[Start of Raw data]

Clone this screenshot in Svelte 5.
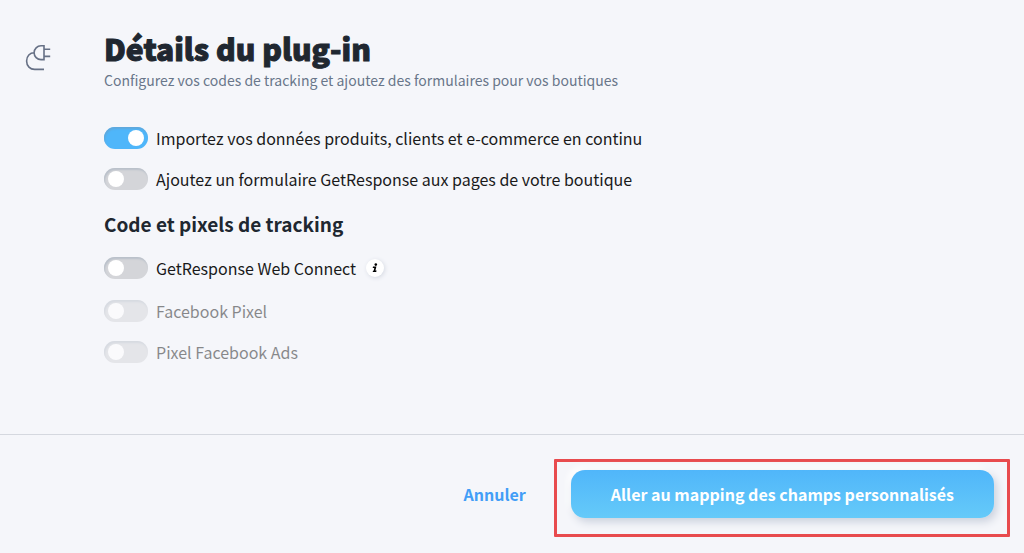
<script lang="ts">
  interface Option {
    id: string;
    label: string;
    checked?: boolean;
    disabled?: boolean;
    info?: boolean;
  }

  let general = $state<Option[]>([
    { id: 'import', label: 'Importez vos données produits, clients et e-commerce en continu', checked: true },
    { id: 'form', label: 'Ajoutez un formulaire GetResponse aux pages de votre boutique', checked: false },
  ]);

  let tracking = $state<Option[]>([
    { id: 'web-connect', label: 'GetResponse Web Connect', checked: false, info: true },
    { id: 'fb-pixel', label: 'Facebook Pixel', checked: false, disabled: true },
    { id: 'fb-ads', label: 'Pixel Facebook Ads', checked: false, disabled: true },
  ]);
</script>

{#snippet toggle(option: Option)}
  <div class="option" class:option--disabled={option.disabled} class:option--info={option.info}>
    <input class="switch" type="checkbox" role="switch" id={option.id} bind:checked={option.checked} disabled={option.disabled} />
    <label for={option.id}>{option.label}</label>
    {#if option.info}
      <button type="button" class="info">
        <svg viewBox="0 0 18 18" aria-hidden="true">
          <circle cx="9.8" cy="5.6" r="1.3" />
          <path d="M7 7.6h3.4l-1 3.9h1.2l-.4 1.5H6.7l.3-1.3h.6l.7-2.7H6.7z" />
        </svg>
      </button>
    {/if}
  </div>
{/snippet}

<form class="page" onsubmit={(e) => e.preventDefault()}>
  <main class="details">
    <svg class="plug" viewBox="0 0 28 28" aria-hidden="true">
      <path d="M20 1.8v13.8h-3a6.9 6.9 0 0 1 0-13.8zM20 5.2h6.2M20 12.4h6.2M10.1 8.8C6 8.8 2.6 12 2.6 17s3.6 8.4 8 8.4H20" />
    </svg>
    <div class="content">
      <h1>Détails du plug-in</h1>
      <p class="lead">Configurez vos codes de tracking et ajoutez des formulaires pour vos boutiques</p>

      <div class="options">
        {#each general as option (option.id)}
          {@render toggle(option)}
        {/each}
      </div>

      <h2>Code et pixels de tracking</h2>

      <div class="options">
        {#each tracking as option (option.id)}
          {@render toggle(option)}
        {/each}
      </div>
    </div>
  </main>

  <footer class="actions">
    <button type="button" class="cancel">Annuler</button>
    <div class="highlight">
      <button type="submit" class="submit">Aller au mapping des champs personnalisés</button>
    </div>
  </footer>
</form>

<style>
:global(body) {
  margin: 0;
  background: #f5f6fa;
}

.page {
  font-family: "Noto Sans CJK SC", "Noto Sans", sans-serif;
  font-size: 16px;
  line-height: 24px;
  color: #1a1a1a;
}

.details {
  display: flex;
  gap: 52px;
  padding: 28px 24px 70px;
}

.plug {
  flex: none;
  width: 28px;
  height: 28px;
  margin-top: 16px;
  fill: none;
  stroke: #667085;
  stroke-width: 1.6;
}

.content {
  flex: 1;
}

h1 {
  margin: 0;
  font-size: 30px;
  line-height: 40px;
  font-weight: 900;
  color: #202730;
  -webkit-text-stroke: 1px #202730;
}

.lead {
  margin: 0 0 34px;
  font-size: 14px;
  color: #69768a;
}

h2 {
  margin: 21px 0 18px;
  font-size: 19px;
  line-height: 24px;
  font-weight: 700;
  color: #202730;
}

.options {
  display: flex;
  flex-direction: column;
  gap: 17px;
}

.option {
  display: flex;
  align-items: center;
}

.option--info {
  min-height: 28px;
}

.option--disabled {
  opacity: 0.5;
}

.switch {
  appearance: none;
  display: flex;
  box-sizing: border-box;
  width: 44px;
  height: 22px;
  margin: 0 8px 0 0;
  padding: 3px 4px;
  border-radius: 11px;
  background: #d4d5d9;
  box-shadow: inset 1px 2px 2px #b9c0ca;
}

.switch::before {
  content: "";
  width: 16px;
  height: 16px;
  border-radius: 50%;
  background: #fff;
}

.switch:checked {
  justify-content: flex-end;
  background: #4fb6fa;
  box-shadow: inset 1px 2px 2px #5fa8dc;
}

.info {
  width: 18px;
  height: 18px;
  margin-left: 10px;
  padding: 0;
  border: 0;
  border-radius: 50%;
  background: #fff;
  box-shadow: 1px 1px 4px #d5d9e2;
}

.info svg {
  display: block;
}

.actions {
  display: flex;
  justify-content: flex-end;
  align-items: baseline;
  gap: 28px;
  padding: 24px 14px 16px;
  border-top: 1px solid #d5d8df;
}

.cancel,
.submit {
  border: 0;
  font: inherit;
  font-weight: 700;
  cursor: pointer;
}

.cancel {
  padding: 0;
  background: none;
  color: #429ef7;
}

.highlight {
  padding: 8px 13px 16px 14px;
  border: 3px solid #e84b4e;
  border-radius: 1px;
}

.submit {
  padding: 12px 40px;
  border-radius: 14px;
  background: linear-gradient(#50b6fa, #65caf9);
  box-shadow: 3px 4px 8px #cbd1dd, -3px -3px 6px #fff;
  color: #fff;
}
</style>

[End of Raw data]

*To be done*:
Transcribe the whole listing, character for character, but not its images.

*Task response*:
Clone this screenshot in Svelte 5.
<script lang="ts">
  interface Option {
    id: string;
    label: string;
    checked?: boolean;
    disabled?: boolean;
    info?: boolean;
  }

  let general = $state<Option[]>([
    { id: 'import', label: 'Importez vos données produits, clients et e-commerce en continu', checked: true },
    { id: 'form', label: 'Ajoutez un formulaire GetResponse aux pages de votre boutique', checked: false },
  ]);

  let tracking = $state<Option[]>([
    { id: 'web-connect', label: 'GetResponse Web Connect', checked: false, info: true },
    { id: 'fb-pixel', label: 'Facebook Pixel', checked: false, disabled: true },
    { id: 'fb-ads', label: 'Pixel Facebook Ads', checked: false, disabled: true },
  ]);
</script>

{#snippet toggle(option: Option)}
  <div class="option" class:option--disabled={option.disabled} class:option--info={option.info}>
    <input class="switch" type="checkbox" role="switch" id={option.id} bind:checked={option.checked} disabled={option.disabled} />
    <label for={option.id}>{option.label}</label>
    {#if option.info}
      <button type="button" class="info">
        <svg viewBox="0 0 18 18" aria-hidden="true">
          <circle cx="9.8" cy="5.6" r="1.3" />
          <path d="M7 7.6h3.4l-1 3.9h1.2l-.4 1.5H6.7l.3-1.3h.6l.7-2.7H6.7z" />
        </svg>
      </button>
    {/if}
  </div>
{/snippet}

<form class="page" onsubmit={(e) => e.preventDefault()}>
  <main class="details">
    <svg class="plug" viewBox="0 0 28 28" aria-hidden="true">
      <path d="M20 1.8v13.8h-3a6.9 6.9 0 0 1 0-13.8zM20 5.2h6.2M20 12.4h6.2M10.1 8.8C6 8.8 2.6 12 2.6 17s3.6 8.4 8 8.4H20" />
    </svg>
    <div class="content">
      <h1>Détails du plug-in</h1>
      <p class="lead">Configurez vos codes de tracking et ajoutez des formulaires pour vos boutiques</p>

      <div class="options">
        {#each general as option (option.id)}
          {@render toggle(option)}
        {/each}
      </div>

      <h2>Code et pixels de tracking</h2>

      <div class="options">
        {#each tracking as option (option.id)}
          {@render toggle(option)}
        {/each}
      </div>
    </div>
  </main>

  <footer class="actions">
    <button type="button" class="cancel">Annuler</button>
    <div class="highlight">
      <button type="submit" class="submit">Aller au mapping des champs personnalisés</button>
    </div>
  </footer>
</form>

<style>
:global(body) {
  margin: 0;
  background: #f5f6fa;
}

.page {
  font-family: "Noto Sans CJK SC", "Noto Sans", sans-serif;
  font-size: 16px;
  line-height: 24px;
  color: #1a1a1a;
}

.details {
  display: flex;
  gap: 52px;
  padding: 28px 24px 70px;
}

.plug {
  flex: none;
  width: 28px;
  height: 28px;
  margin-top: 16px;
  fill: none;
  stroke: #667085;
  stroke-width: 1.6;
}

.content {
  flex: 1;
}

h1 {
  margin: 0;
  font-size: 30px;
  line-height: 40px;
  font-weight: 900;
  color: #202730;
  -webkit-text-stroke: 1px #202730;
}

.lead {
  margin: 0 0 34px;
  font-size: 14px;
  color: #69768a;
}

h2 {
  margin: 21px 0 18px;
  font-size: 19px;
  line-height: 24px;
  font-weight: 700;
  color: #202730;
}

.options {
  display: flex;
  flex-direction: column;
  gap: 17px;
}

.option {
  display: flex;
  align-items: center;
}

.option--info {
  min-height: 28px;
}

.option--disabled {
  opacity: 0.5;
}

.switch {
  appearance: none;
  display: flex;
  box-sizing: border-box;
  width: 44px;
  height: 22px;
  margin: 0 8px 0 0;
  padding: 3px 4px;
  border-radius: 11px;
  background: #d4d5d9;
  box-shadow: inset 1px 2px 2px #b9c0ca;
}

.switch::before {
  content: "";
  width: 16px;
  height: 16px;
  border-radius: 50%;
  background: #fff;
}

.switch:checked {
  justify-content: flex-end;
  background: #4fb6fa;
  box-shadow: inset 1px 2px 2px #5fa8dc;
}

.info {
  width: 18px;
  height: 18px;
  margin-left: 10px;
  padding: 0;
  border: 0;
  border-radius: 50%;
  background: #fff;
  box-shadow: 1px 1px 4px #d5d9e2;
}

.info svg {
  display: block;
}

.actions {
  display: flex;
  justify-content: flex-end;
  align-items: baseline;
  gap: 28px;
  padding: 24px 14px 16px;
  border-top: 1px solid #d5d8df;
}

.cancel,
.submit {
  border: 0;
  font: inherit;
  font-weight: 700;
  cursor: pointer;
}

.cancel {
  padding: 0;
  background: none;
  color: #429ef7;
}

.highlight {
  padding: 8px 13px 16px 14px;
  border: 3px solid #e84b4e;
  border-radius: 1px;
}

.submit {
  padding: 12px 40px;
  border-radius: 14px;
  background: linear-gradient(#50b6fa, #65caf9);
  box-shadow: 3px 4px 8px #cbd1dd, -3px -3px 6px #fff;
  color: #fff;
}
</style>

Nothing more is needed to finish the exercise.